I guess if you can get paid lots of money by clever people for being inept, it means you are probably not so inept after all.  That statement also goes for the management of Telcos companies, where fund managers voted through pay packages worth millions, despite their shares being poor investments.

My heuristic still doesn’t really explain why Telecom companies have not been more profitable and seen higher margins, when the amount of data and connections has increased massively.  I don’t have a full answer, but I am suspicious of the assumption that more data, more complexity is valuable in of itself. I suppose that the difference between Facebook and Vodafone is that Facebook get users to generate their own content, and it doesn’t cost them much to maintain and grow their network.  Like a railway, Vodafone’s physical network is expensive to maintain, and they find it expensive to acquire new customers, who have come to expect faster speeds and more data.  That’s a simple model – I don’t think spending hours building a complicated excel spreadsheet DCF model with forecasts out 10 years would have given me that insight.

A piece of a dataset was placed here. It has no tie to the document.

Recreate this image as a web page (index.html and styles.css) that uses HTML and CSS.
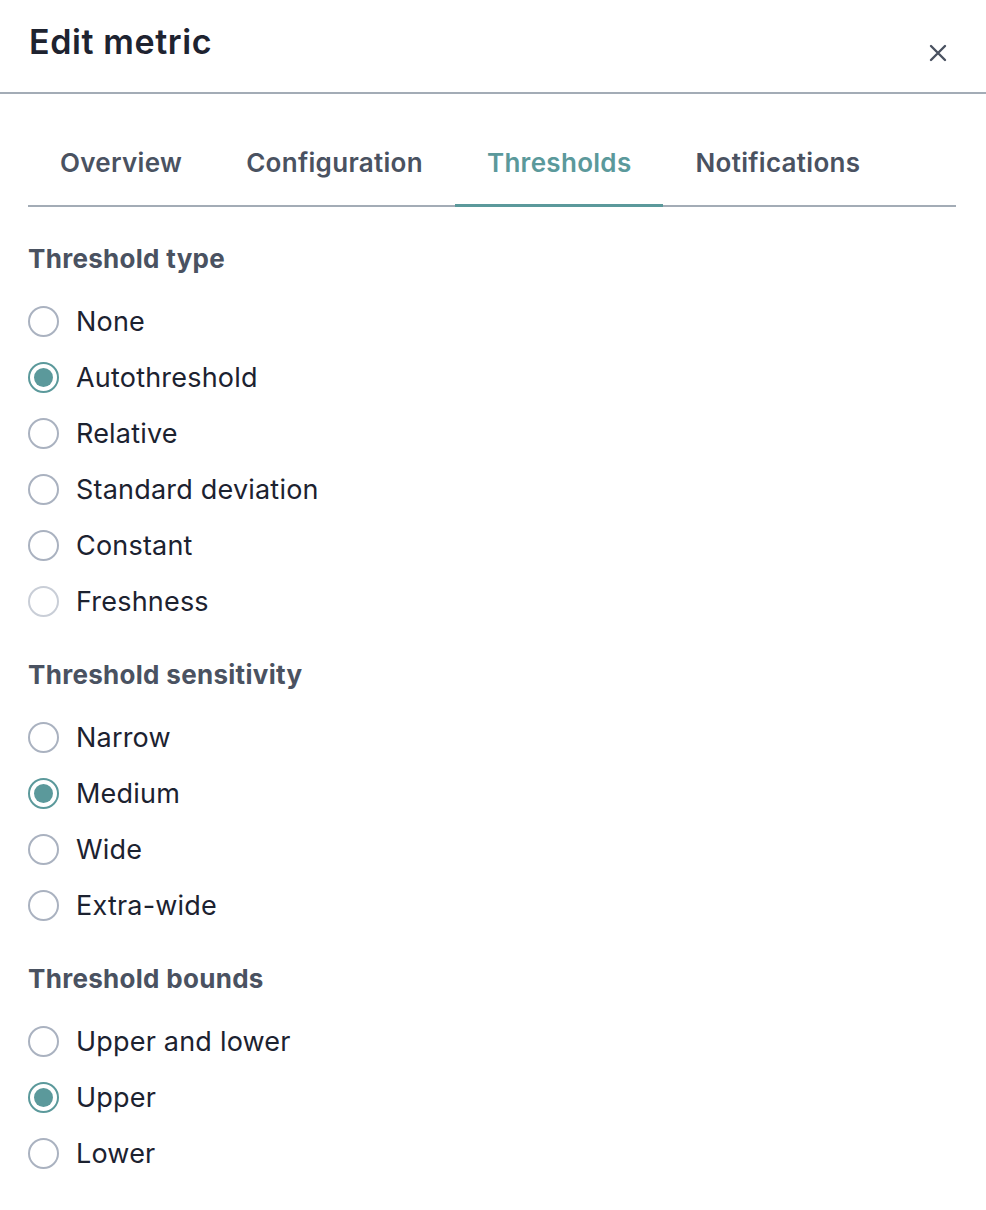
FILE: index.html
```html
<!DOCTYPE html>
<html>
<head>
<meta charset="utf-8">
<link rel="stylesheet" href="styles.css">
</head>
<body>
<div class="panel">
  <header class="header">
    <h1 class="title">Edit metric</h1>
    <button class="close" aria-label="Close">
      <svg width="18" height="18" viewBox="0 0 18 18"><path d="M2 2 L16 16 M16 2 L2 16" stroke="#4a5261" stroke-width="2.4" stroke-linecap="round"/></svg>
    </button>
  </header>
  <div class="content">
    <nav class="tabs">
      <div class="tab">Overview</div>
      <div class="tab">Configuration</div>
      <div class="tab active">Thresholds</div>
      <div class="tab">Notifications</div>
    </nav>

    <section class="section first">
      <h2 class="heading">Threshold type</h2>
      <div class="radio"><span class="dot"></span>None</div>
      <div class="radio checked"><span class="dot"></span>Autothreshold</div>
      <div class="radio"><span class="dot"></span>Relative</div>
      <div class="radio"><span class="dot"></span>Standard deviation</div>
      <div class="radio"><span class="dot"></span>Constant</div>
      <div class="radio disabled"><span class="dot"></span>Freshness</div>
    </section>

    <section class="section">
      <h2 class="heading">Threshold sensitivity</h2>
      <div class="radio"><span class="dot"></span>Narrow</div>
      <div class="radio checked"><span class="dot"></span>Medium</div>
      <div class="radio"><span class="dot"></span>Wide</div>
      <div class="radio"><span class="dot"></span>Extra-wide</div>
    </section>

    <section class="section">
      <h2 class="heading">Threshold bounds</h2>
      <div class="radio"><span class="dot"></span>Upper and lower</div>
      <div class="radio checked"><span class="dot"></span>Upper</div>
      <div class="radio"><span class="dot"></span>Lower</div>
    </section>
  </div>
</div>
</body>
</html>
```

FILE: styles.css
```css
* { box-sizing: border-box; }
html, body {
  margin: 0;
  padding: 0;
  background: #ffffff;
  font-family: Inter, "Noto Sans", "Liberation Sans", sans-serif;
}
.panel {
  width: 986px;
}
.header {
  height: 94px;
  border-bottom: 2px solid #a3acb6;
  display: flex;
  align-items: flex-start;
  justify-content: space-between;
  padding: 0 39px 0 29px;
}
.title {
  margin: 0;
  margin-top: 22px;
  font-size: 34px;
  line-height: 40px;
  font-weight: 600;
  color: #1e2330;
  letter-spacing: 0.6px;
}
.close {
  margin-top: 44px;
  width: 18px;
  height: 18px;
  padding: 0;
  border: 0;
  background: none;
  display: flex;
}
.content {
  padding: 0 30px 0 28px;
}
.tabs {
  margin-top: 26px;
  display: flex;
  border-bottom: 2px solid #a3acb6;
}
.tab {
  padding: 26px 32px 24px;
  line-height: 34px;
  font-size: 26px;
  font-weight: 600;
  letter-spacing: 0.3px;
  color: #4a5261;
  border-bottom: 3px solid transparent;
  margin-bottom: -2px;
}
.tab.active {
  color: #5b999b;
  border-bottom-color: #5b999b;
}
.section {
  margin-top: 30px;
}
.section.first {
  margin-top: 36px;
}
.heading {
  margin: 0 0 18px;
  font-size: 26px;
  line-height: 32px;
  font-weight: 700;
  letter-spacing: 0.3px;
  color: #4a5261;
}
.radio {
  height: 56px;
  display: flex;
  align-items: center;
  font-size: 27px;
  letter-spacing: 0.2px;
  color: #1c2230;
}
.dot {
  width: 31px;
  height: 31px;
  border: 2px solid #aab2c0;
  border-radius: 50%;
  margin: 0 17px 0 0;
  display: flex;
  align-items: center;
  justify-content: center;
  flex-shrink: 0;
}
.radio.checked .dot {
  border-color: #5b999b;
}
.radio.checked .dot::after {
  content: "";
  width: 19px;
  height: 19px;
  border-radius: 50%;
  background: #5b999b;
}
.radio.disabled .dot {
  border-color: #c9ced7;
}
```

In fact, I have rarely found that more inputs and more years of forecasting in a model reveals an insight that a simpler version doesn’t.  What seems valuable to me, is the ability to use a computer and a simple “rule of thumb” together, to make a better decision …don’t invest in companies that use the word “growth” frequently, while rarely using the word “margin”.

Anti Rival Good

Metcalfe’s Law is an example of an “anti rival good” …the more people share, the greater the benefit each sharer receives. Programming languages are an example of an an “anti rival good” – programmers like it when more people learn python or R or whatever. They don’t see other programmers as rivals who will drive down the hourly wage for programmers, but instead will create more code and techniques that can be shared.  Creating more value. 
So that’s why I’m sharing this idea. Maybe a simple “CRTL + F” word frequency test might be useful for other private investors to try? 

Picture Credit: Photo by Slava Bowman on Unsplash

2 Responses

  1. Hi

    I always enjoy reading your blogs when I come here. A few points on this one

    1. I think the telecom companies were hobbled by massive over-investment in fibre optic cable in the early 2000s. 95%+ of new capacity turned out to be excess capacity. Pages 127-151 of “Capital Account” by Edward Chancellor explains this, you can probably read bits on Amazon or Google Books.

    2. In the UK the telecom companies also made vast overpayment in competitive auctions for mobile spectrum (from the govt’s perspective very well designed by UK academics). http://www.nuff.ox.ac.uk/users/klemperer/biggestpaper.pdf

    3. Metcalf’s law is wrong for large networks anyway: n log (n) is a better rule for the value. The growth is between linear and quadratic. https://spectrum.ieee.org/computing/networks/metcalfes-law-is-wrong

    4. This looks like quibbling, but it’s important: Metcalf’s law is quadratic, not exponential! It’s n^2. Exponential would be e^n, which is much faster. Admittedly you are in good company: almost everyone misuses “exponential”.

    Exponential is when growth of the “thing” from n to n+1 is proportional to the “thing’s” current size. So when the “thing” is small, the growth rate small! Think of the lily on the pond, doubling in diameter every day: when the lily is small, the growth from day n to n+1 is small. Too small to notice. This is the point about exponential growth: it stays very small for a long time, then it becomes large very quickly. When you notice it, you’re probably already too late.
    Aaron Brown’s book “Red Blooded Risk” is good on this.

    5. While I’m here: I liked your explanation of why London prime property has done well, and Russian companies listed in London have done badly.

    1. Bruce Packard

      Thanks – yes I had previously thought that anything n squared was exponential (linear 1,2,3,4,5 v quadratic 1,4,9,16,25) accelerates away, but not as fast as your example of exponential. So I meant quadratic. Thanks for the feedback! I also agree on your other points. The telco’s were too focused on investment and growth, without asking if either of those would lead to higher returns. And there were clues in the text of their Annual Reports that they were too focused on these wrong metrics.